EXERCISE DETAILS: Identify the lines that contain the string "styles", then copy each of them.
========
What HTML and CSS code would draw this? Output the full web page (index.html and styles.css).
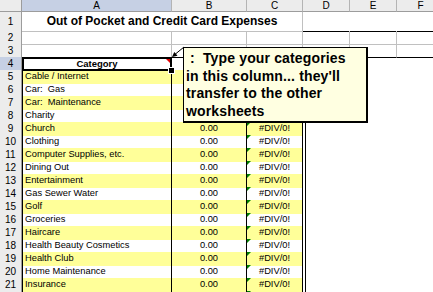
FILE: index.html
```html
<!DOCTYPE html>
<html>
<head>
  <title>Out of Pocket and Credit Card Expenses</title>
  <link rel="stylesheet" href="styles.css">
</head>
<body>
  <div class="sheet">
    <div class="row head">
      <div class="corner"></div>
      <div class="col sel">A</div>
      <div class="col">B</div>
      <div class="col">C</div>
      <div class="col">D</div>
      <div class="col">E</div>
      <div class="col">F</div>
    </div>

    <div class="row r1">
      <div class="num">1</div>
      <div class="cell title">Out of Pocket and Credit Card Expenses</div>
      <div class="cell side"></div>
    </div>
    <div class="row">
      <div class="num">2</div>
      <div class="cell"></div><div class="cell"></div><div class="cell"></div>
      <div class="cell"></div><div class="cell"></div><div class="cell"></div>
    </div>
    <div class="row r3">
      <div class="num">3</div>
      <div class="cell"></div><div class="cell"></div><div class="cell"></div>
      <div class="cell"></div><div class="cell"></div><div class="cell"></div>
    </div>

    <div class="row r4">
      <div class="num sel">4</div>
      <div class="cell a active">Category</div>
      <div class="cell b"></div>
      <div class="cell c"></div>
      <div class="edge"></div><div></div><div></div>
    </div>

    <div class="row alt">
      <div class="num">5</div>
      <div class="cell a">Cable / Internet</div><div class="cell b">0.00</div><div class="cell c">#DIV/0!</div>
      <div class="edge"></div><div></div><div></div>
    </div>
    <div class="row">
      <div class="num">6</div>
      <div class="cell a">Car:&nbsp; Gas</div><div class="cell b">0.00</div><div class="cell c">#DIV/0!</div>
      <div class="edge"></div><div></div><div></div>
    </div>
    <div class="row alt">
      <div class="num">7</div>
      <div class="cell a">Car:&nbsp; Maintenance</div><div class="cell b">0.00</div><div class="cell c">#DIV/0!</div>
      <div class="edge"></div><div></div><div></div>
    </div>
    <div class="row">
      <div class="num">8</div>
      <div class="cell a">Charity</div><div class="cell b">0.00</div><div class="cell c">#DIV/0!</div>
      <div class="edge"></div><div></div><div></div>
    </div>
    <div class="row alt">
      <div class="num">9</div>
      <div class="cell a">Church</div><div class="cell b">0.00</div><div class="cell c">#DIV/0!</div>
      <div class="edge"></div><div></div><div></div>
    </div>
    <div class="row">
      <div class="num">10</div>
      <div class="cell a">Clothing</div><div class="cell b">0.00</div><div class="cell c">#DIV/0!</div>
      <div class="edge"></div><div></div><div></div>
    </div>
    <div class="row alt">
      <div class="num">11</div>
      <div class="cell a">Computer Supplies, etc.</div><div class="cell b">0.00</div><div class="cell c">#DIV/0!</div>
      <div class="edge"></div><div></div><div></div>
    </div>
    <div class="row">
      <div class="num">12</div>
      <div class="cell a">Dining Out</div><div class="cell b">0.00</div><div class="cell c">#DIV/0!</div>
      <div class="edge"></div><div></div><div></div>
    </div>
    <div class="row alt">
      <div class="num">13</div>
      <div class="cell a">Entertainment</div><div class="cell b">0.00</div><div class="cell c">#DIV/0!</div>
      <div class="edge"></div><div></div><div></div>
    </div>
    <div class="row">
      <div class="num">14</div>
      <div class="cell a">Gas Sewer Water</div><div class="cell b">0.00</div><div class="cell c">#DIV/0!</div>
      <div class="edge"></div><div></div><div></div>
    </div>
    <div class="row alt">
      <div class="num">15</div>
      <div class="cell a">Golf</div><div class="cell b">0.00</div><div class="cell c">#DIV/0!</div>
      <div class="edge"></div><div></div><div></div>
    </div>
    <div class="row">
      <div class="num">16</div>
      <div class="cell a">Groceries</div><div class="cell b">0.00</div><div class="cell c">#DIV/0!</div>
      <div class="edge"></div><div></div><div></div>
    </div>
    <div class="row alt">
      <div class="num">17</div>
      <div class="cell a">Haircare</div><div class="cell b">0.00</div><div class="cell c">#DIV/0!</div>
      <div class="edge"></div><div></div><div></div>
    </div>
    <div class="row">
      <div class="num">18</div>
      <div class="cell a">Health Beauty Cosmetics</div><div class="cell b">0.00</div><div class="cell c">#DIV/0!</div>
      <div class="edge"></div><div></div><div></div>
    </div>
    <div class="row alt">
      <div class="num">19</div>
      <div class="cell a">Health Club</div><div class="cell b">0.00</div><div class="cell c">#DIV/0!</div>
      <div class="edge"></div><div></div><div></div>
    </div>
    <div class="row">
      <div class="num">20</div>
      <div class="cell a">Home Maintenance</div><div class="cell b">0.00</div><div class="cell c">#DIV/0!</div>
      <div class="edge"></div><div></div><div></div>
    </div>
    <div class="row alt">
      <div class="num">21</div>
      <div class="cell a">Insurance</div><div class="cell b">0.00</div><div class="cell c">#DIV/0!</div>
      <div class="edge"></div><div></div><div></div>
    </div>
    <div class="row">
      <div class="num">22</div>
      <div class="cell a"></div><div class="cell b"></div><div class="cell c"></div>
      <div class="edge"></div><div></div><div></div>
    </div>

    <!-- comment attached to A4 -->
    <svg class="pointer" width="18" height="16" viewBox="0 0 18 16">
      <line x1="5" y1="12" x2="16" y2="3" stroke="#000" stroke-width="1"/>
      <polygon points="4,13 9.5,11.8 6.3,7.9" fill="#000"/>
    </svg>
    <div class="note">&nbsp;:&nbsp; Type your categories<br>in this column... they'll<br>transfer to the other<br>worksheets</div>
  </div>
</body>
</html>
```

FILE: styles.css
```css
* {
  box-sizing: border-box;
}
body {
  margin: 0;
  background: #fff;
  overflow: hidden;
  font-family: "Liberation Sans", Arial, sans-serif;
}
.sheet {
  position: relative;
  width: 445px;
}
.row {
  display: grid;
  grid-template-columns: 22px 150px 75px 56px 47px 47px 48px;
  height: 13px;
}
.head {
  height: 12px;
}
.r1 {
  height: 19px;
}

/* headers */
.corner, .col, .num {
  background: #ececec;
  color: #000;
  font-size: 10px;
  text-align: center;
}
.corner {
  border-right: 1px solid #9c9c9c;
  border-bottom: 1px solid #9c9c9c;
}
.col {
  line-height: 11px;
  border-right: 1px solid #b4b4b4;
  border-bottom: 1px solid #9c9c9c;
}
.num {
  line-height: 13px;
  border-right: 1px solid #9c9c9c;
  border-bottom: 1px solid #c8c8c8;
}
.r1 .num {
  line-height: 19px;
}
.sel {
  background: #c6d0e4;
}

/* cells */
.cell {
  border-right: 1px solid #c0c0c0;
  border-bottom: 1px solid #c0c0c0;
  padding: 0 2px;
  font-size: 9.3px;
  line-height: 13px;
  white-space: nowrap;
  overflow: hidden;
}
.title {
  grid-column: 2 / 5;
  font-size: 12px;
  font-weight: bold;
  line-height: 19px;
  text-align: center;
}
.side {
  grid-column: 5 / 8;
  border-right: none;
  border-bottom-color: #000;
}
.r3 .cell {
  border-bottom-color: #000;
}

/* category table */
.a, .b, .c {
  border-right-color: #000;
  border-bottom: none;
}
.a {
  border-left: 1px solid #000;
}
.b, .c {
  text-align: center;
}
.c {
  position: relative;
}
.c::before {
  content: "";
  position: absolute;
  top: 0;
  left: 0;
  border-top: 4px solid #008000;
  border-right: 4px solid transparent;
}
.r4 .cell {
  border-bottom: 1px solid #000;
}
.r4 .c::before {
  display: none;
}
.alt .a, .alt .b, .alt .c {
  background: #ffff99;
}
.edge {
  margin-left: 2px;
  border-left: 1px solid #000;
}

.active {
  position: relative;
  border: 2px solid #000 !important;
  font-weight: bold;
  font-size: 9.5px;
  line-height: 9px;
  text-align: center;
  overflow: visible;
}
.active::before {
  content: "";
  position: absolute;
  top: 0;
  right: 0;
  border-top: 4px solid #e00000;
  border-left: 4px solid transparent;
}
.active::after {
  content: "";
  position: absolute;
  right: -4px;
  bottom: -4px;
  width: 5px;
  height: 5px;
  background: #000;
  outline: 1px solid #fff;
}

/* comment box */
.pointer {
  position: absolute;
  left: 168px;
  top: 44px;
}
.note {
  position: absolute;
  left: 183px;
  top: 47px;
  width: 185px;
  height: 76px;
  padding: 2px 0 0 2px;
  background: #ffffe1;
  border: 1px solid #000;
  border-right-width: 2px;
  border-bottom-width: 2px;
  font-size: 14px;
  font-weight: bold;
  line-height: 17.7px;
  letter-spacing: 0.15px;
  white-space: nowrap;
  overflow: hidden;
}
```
========
THE REPLY:
What HTML and CSS code would draw this? Output the full web page (index.html and styles.css).
  <link rel="stylesheet" href="styles.css">
FILE: styles.css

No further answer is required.